BRANCACCIO: Mataka belongs to a community group whose members have volunteered to use this device to monitor for pesticides floating in the air in backyards and neighborhoods.
It's called a "drift-catcher." It was developed by Susan Kegley, a chemist with the Pesticide Action Network, a non-profit, advocacy group.
Here's how it works: it's set up in a backyard, in the house, or in a school-room and it captures air samples. The tubes are then brought to this lab where they're analyzed.
Kegley's team has used the drift catcher in at least six towns so far. And they're particularly alarmed by findings in one small farm community in central California.
SUSAN KEGLEY:
We had five drift catchers out in this community and found really high levels of a fairly toxic insecticide called chlorpyrifos that-- you know were above levels of concern that even the EPA would think it would be above levels of concern.

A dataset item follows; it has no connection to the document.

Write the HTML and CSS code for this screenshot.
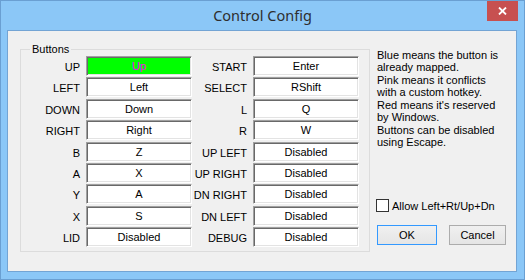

BRANCACCIO: That's the same chemical that sickened school children in Ventura. They promise to share their data with school boards and state officials. California regulator Paul Gosselin, says he welcomes the help.
PAUL GOSSELIN:
We actually think the cooperative program with private non-profits is actually a good thing. And can actually enhance the surveillance network we have state wide.
BRANCACCIO: But while these concerned citizens have promised to share their work with regulators, they've also brought a lawsuit against the state … charging it's done too little to reduce the air-borne exposure to pesticides.
That exposure, says chemist Susan Kegley, may carry long-term risks.
SUSAN KEGLEY:
Even if people apply pesticides according to the label instructions, according to the law, there are people who are still being poisoned. Not necessarily just acute poisoning where they end up in the hospital or the doctor's office but also these long term, low level exposures.
BRANCACCIO: But Jay Vroom, with the industry trade group, counters that the government requires extensive testing before pesticides are approved.
JAY VROOM:
I'm absolutely confident that the results of those tests are conclusive and exhaustive to give me the assurance that our industry's products are safe with regard to those kinds of risks.
BRANCACCIO: The moms back in Ventura remain worried. That drift exposure at the school fired them up and so they too have been taking action.
MARY HAFFNER:
That was the beauty of this is we all came together as a community. We became educated about what was being used-- about the possible chronic long term health effects of these chemicals. And, then we said, "That's it. We're gonna do something."
BRANCACCIO: And they did. They lobbied the state legislature and got a new law that gave local officials more power to restrict pesticide use around schools ... And increased the fines for drift accidents.
MARY HAFFNER:
Our legislators listened. And, that was a wonderful thing.
BRANCACCIO: A wonderful beginning, says Haffner, but she believes much more needs to be done. For one thing, spraying around schools in most places continues.
And just keep in mind, California has the strictest pesticide enforcement in the country. As new homes push further into farmlands in other states, balancing the production of an abundant food supply with the safety of school kids and families may prove even harder.